Goal ▸ Without the pictures, can you quote each line below exactly?

=-=-=

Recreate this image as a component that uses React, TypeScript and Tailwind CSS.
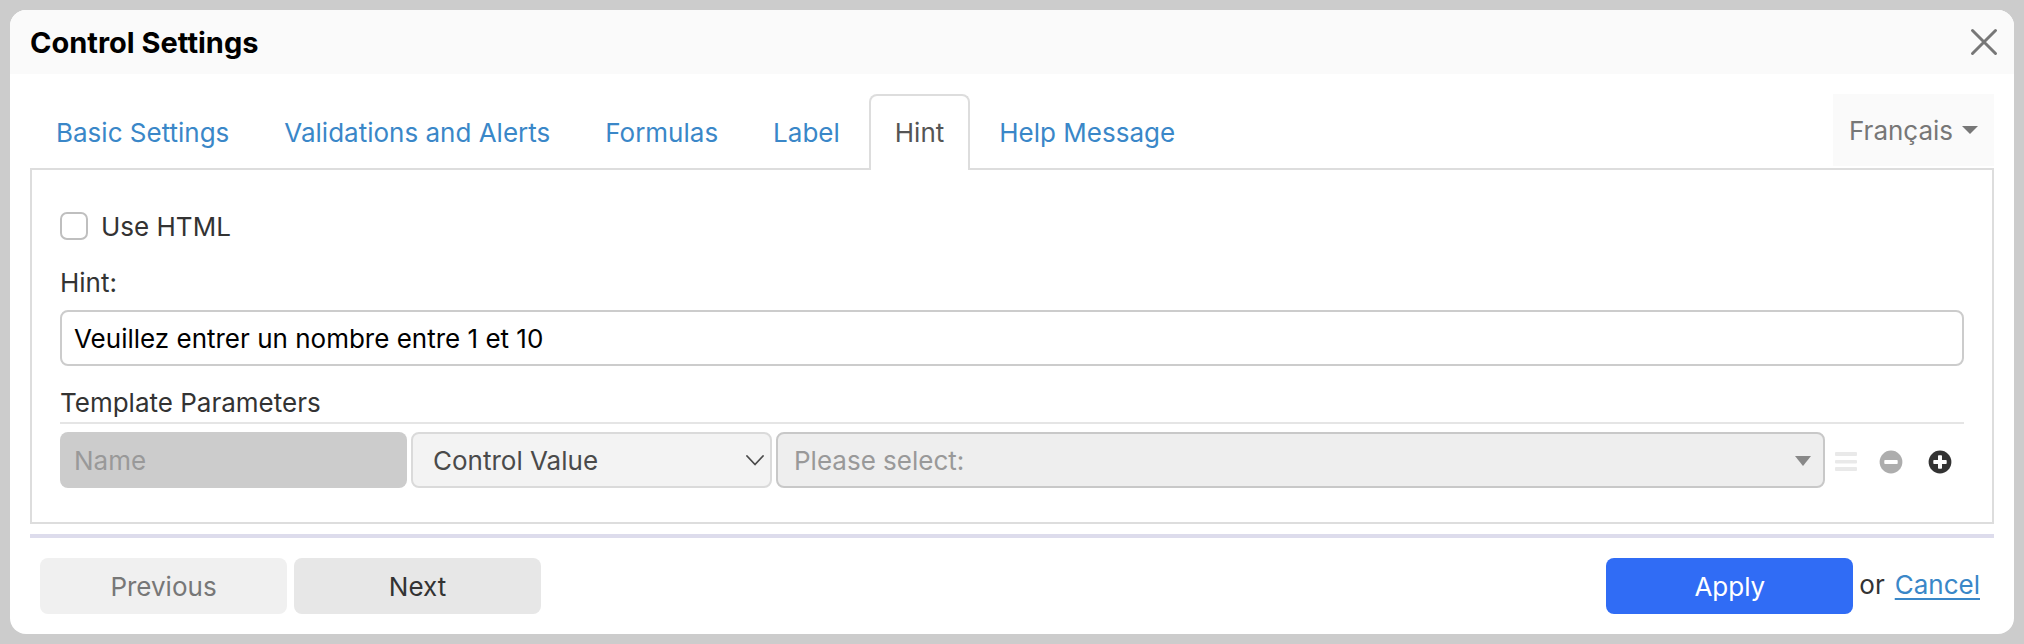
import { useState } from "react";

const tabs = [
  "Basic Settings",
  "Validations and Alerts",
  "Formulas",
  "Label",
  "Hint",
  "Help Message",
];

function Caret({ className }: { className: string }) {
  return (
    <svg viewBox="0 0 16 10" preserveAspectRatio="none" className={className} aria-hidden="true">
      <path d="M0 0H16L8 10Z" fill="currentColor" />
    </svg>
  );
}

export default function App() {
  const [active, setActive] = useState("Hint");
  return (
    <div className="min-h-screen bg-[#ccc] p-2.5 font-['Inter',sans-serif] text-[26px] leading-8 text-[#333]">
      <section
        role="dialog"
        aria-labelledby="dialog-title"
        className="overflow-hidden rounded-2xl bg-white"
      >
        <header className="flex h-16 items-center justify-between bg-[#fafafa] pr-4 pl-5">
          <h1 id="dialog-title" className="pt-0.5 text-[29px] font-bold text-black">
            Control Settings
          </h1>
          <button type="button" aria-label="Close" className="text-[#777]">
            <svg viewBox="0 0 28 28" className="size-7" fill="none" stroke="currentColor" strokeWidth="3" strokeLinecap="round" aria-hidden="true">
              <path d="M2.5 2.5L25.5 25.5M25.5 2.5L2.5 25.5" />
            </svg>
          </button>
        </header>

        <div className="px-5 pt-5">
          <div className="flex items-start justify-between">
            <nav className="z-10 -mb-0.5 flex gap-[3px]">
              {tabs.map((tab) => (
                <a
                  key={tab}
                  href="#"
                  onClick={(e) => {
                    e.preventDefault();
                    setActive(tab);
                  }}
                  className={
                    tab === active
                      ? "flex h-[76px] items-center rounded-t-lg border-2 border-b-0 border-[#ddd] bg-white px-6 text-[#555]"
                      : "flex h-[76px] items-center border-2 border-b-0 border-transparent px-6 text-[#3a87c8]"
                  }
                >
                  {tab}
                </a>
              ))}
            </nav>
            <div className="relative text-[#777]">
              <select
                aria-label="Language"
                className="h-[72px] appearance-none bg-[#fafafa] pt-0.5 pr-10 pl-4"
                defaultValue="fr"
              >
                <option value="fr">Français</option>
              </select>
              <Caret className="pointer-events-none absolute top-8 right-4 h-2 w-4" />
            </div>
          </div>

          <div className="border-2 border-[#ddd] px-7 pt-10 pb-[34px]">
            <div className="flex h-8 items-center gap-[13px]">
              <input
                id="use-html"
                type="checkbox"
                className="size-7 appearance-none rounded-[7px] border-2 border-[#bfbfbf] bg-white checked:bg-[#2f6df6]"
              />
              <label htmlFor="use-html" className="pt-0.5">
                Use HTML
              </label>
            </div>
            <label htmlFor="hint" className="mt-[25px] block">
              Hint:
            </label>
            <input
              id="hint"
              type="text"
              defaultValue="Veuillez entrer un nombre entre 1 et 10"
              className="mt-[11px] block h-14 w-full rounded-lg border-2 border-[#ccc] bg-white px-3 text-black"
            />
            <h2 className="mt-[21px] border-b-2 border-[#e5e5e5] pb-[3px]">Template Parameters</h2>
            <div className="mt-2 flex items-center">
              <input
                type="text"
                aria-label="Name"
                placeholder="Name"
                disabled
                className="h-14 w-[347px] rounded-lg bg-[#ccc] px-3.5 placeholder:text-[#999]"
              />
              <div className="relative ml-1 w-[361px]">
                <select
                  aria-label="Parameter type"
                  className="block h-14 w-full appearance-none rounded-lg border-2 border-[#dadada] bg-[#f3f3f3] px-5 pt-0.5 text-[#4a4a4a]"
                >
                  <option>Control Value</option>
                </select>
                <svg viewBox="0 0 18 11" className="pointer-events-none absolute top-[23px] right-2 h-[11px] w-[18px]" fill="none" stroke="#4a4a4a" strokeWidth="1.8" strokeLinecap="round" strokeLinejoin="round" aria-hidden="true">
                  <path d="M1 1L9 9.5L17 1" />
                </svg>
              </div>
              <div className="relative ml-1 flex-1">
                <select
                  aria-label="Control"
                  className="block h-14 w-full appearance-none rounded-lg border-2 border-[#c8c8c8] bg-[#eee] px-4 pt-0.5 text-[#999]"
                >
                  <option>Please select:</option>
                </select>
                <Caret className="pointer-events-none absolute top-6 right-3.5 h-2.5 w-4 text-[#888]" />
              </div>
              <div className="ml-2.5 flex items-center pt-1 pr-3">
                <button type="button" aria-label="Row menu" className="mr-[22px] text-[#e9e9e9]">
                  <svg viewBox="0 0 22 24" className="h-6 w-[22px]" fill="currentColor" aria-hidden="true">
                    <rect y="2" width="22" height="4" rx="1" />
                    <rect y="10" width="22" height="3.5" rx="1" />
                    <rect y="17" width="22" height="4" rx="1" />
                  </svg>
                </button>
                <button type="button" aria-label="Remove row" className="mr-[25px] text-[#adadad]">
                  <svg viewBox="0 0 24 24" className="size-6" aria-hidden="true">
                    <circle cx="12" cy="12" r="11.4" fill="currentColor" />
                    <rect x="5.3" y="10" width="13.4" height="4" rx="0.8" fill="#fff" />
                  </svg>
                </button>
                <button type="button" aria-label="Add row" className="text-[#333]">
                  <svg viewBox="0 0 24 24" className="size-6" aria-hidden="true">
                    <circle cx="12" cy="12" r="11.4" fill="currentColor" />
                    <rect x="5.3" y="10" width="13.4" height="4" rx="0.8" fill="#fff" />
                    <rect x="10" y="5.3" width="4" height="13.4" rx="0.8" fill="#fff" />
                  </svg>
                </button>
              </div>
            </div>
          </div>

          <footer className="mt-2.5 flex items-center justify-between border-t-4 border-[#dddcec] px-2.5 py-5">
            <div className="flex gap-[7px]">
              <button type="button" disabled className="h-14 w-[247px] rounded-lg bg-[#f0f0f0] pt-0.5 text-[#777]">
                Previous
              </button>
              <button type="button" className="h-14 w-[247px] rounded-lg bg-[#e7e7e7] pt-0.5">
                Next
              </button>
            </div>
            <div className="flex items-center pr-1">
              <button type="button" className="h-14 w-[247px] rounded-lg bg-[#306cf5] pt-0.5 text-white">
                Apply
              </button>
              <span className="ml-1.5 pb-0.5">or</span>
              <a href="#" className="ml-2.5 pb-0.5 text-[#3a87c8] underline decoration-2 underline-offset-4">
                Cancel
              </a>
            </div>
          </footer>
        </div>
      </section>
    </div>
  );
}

=-=-=

Finished exercise ▸
Recreate this image as a component that uses React, TypeScript and Tailwind CSS.
import { useState } from "react";

const tabs = [
  "Basic Settings",
  "Validations and Alerts",
  "Formulas",
  "Label",
  "Hint",
  "Help Message",
];

function Caret({ className }: { className: string }) {
  return (
    <svg viewBox="0 0 16 10" preserveAspectRatio="none" className={className} aria-hidden="true">
      <path d="M0 0H16L8 10Z" fill="currentColor" />
    </svg>
  );
}

export default function App() {
  const [active, setActive] = useState("Hint");
  return (
    <div className="min-h-screen bg-[#ccc] p-2.5 font-['Inter',sans-serif] text-[26px] leading-8 text-[#333]">
      <section
        role="dialog"
        aria-labelledby="dialog-title"
        className="overflow-hidden rounded-2xl bg-white"
      >
        <header className="flex h-16 items-center justify-between bg-[#fafafa] pr-4 pl-5">
          <h1 id="dialog-title" className="pt-0.5 text-[29px] font-bold text-black">
            Control Settings
          </h1>
          <button type="button" aria-label="Close" className="text-[#777]">
            <svg viewBox="0 0 28 28" className="size-7" fill="none" stroke="currentColor" strokeWidth="3" strokeLinecap="round" aria-hidden="true">
              <path d="M2.5 2.5L25.5 25.5M25.5 2.5L2.5 25.5" />
            </svg>
          </button>
        </header>

        <div className="px-5 pt-5">
          <div className="flex items-start justify-between">
            <nav className="z-10 -mb-0.5 flex gap-[3px]">
              {tabs.map((tab) => (
                <a
                  key={tab}
                  href="#"
                  onClick={(e) => {
                    e.preventDefault();
                    setActive(tab);
                  }}
                  className={
                    tab === active
                      ? "flex h-[76px] items-center rounded-t-lg border-2 border-b-0 border-[#ddd] bg-white px-6 text-[#555]"
                      : "flex h-[76px] items-center border-2 border-b-0 border-transparent px-6 text-[#3a87c8]"
                  }
                >
                  {tab}
                </a>
              ))}
            </nav>
            <div className="relative text-[#777]">
              <select
                aria-label="Language"
                className="h-[72px] appearance-none bg-[#fafafa] pt-0.5 pr-10 pl-4"
                defaultValue="fr"
              >
                <option value="fr">Français</option>
              </select>
              <Caret className="pointer-events-none absolute top-8 right-4 h-2 w-4" />
            </div>
          </div>

          <div className="border-2 border-[#ddd] px-7 pt-10 pb-[34px]">
            <div className="flex h-8 items-center gap-[13px]">
              <input
                id="use-html"
                type="checkbox"
                className="size-7 appearance-none rounded-[7px] border-2 border-[#bfbfbf] bg-white checked:bg-[#2f6df6]"
              />
              <label htmlFor="use-html" className="pt-0.5">
                Use HTML
              </label>
            </div>
            <label htmlFor="hint" className="mt-[25px] block">
              Hint:
            </label>
            <input
              id="hint"
              type="text"
              defaultValue="Veuillez entrer un nombre entre 1 et 10"
              className="mt-[11px] block h-14 w-full rounded-lg border-2 border-[#ccc] bg-white px-3 text-black"
            />
            <h2 className="mt-[21px] border-b-2 border-[#e5e5e5] pb-[3px]">Template Parameters</h2>
            <div className="mt-2 flex items-center">
              <input
                type="text"
                aria-label="Name"
                placeholder="Name"
                disabled
                className="h-14 w-[347px] rounded-lg bg-[#ccc] px-3.5 placeholder:text-[#999]"
              />
              <div className="relative ml-1 w-[361px]">
                <select
                  aria-label="Parameter type"
                  className="block h-14 w-full appearance-none rounded-lg border-2 border-[#dadada] bg-[#f3f3f3] px-5 pt-0.5 text-[#4a4a4a]"
                >
                  <option>Control Value</option>
                </select>
                <svg viewBox="0 0 18 11" className="pointer-events-none absolute top-[23px] right-2 h-[11px] w-[18px]" fill="none" stroke="#4a4a4a" strokeWidth="1.8" strokeLinecap="round" strokeLinejoin="round" aria-hidden="true">
                  <path d="M1 1L9 9.5L17 1" />
                </svg>
              </div>
              <div className="relative ml-1 flex-1">
                <select
                  aria-label="Control"
                  className="block h-14 w-full appearance-none rounded-lg border-2 border-[#c8c8c8] bg-[#eee] px-4 pt-0.5 text-[#999]"
                >
                  <option>Please select:</option>
                </select>
                <Caret className="pointer-events-none absolute top-6 right-3.5 h-2.5 w-4 text-[#888]" />
              </div>
              <div className="ml-2.5 flex items-center pt-1 pr-3">
                <button type="button" aria-label="Row menu" className="mr-[22px] text-[#e9e9e9]">
                  <svg viewBox="0 0 22 24" className="h-6 w-[22px]" fill="currentColor" aria-hidden="true">
                    <rect y="2" width="22" height="4" rx="1" />
                    <rect y="10" width="22" height="3.5" rx="1" />
                    <rect y="17" width="22" height="4" rx="1" />
                  </svg>
                </button>
                <button type="button" aria-label="Remove row" className="mr-[25px] text-[#adadad]">
                  <svg viewBox="0 0 24 24" className="size-6" aria-hidden="true">
                    <circle cx="12" cy="12" r="11.4" fill="currentColor" />
                    <rect x="5.3" y="10" width="13.4" height="4" rx="0.8" fill="#fff" />
                  </svg>
                </button>
                <button type="button" aria-label="Add row" className="text-[#333]">
                  <svg viewBox="0 0 24 24" className="size-6" aria-hidden="true">
                    <circle cx="12" cy="12" r="11.4" fill="currentColor" />
                    <rect x="5.3" y="10" width="13.4" height="4" rx="0.8" fill="#fff" />
                    <rect x="10" y="5.3" width="4" height="13.4" rx="0.8" fill="#fff" />
                  </svg>
                </button>
              </div>
            </div>
          </div>

          <footer className="mt-2.5 flex items-center justify-between border-t-4 border-[#dddcec] px-2.5 py-5">
            <div className="flex gap-[7px]">
              <button type="button" disabled className="h-14 w-[247px] rounded-lg bg-[#f0f0f0] pt-0.5 text-[#777]">
                Previous
              </button>
              <button type="button" className="h-14 w-[247px] rounded-lg bg-[#e7e7e7] pt-0.5">
                Next
              </button>
            </div>
            <div className="flex items-center pr-1">
              <button type="button" className="h-14 w-[247px] rounded-lg bg-[#306cf5] pt-0.5 text-white">
                Apply
              </button>
              <span className="ml-1.5 pb-0.5">or</span>
              <a href="#" className="ml-2.5 pb-0.5 text-[#3a87c8] underline decoration-2 underline-offset-4">
                Cancel
              </a>
            </div>
          </footer>
        </div>
      </section>
    </div>
  );
}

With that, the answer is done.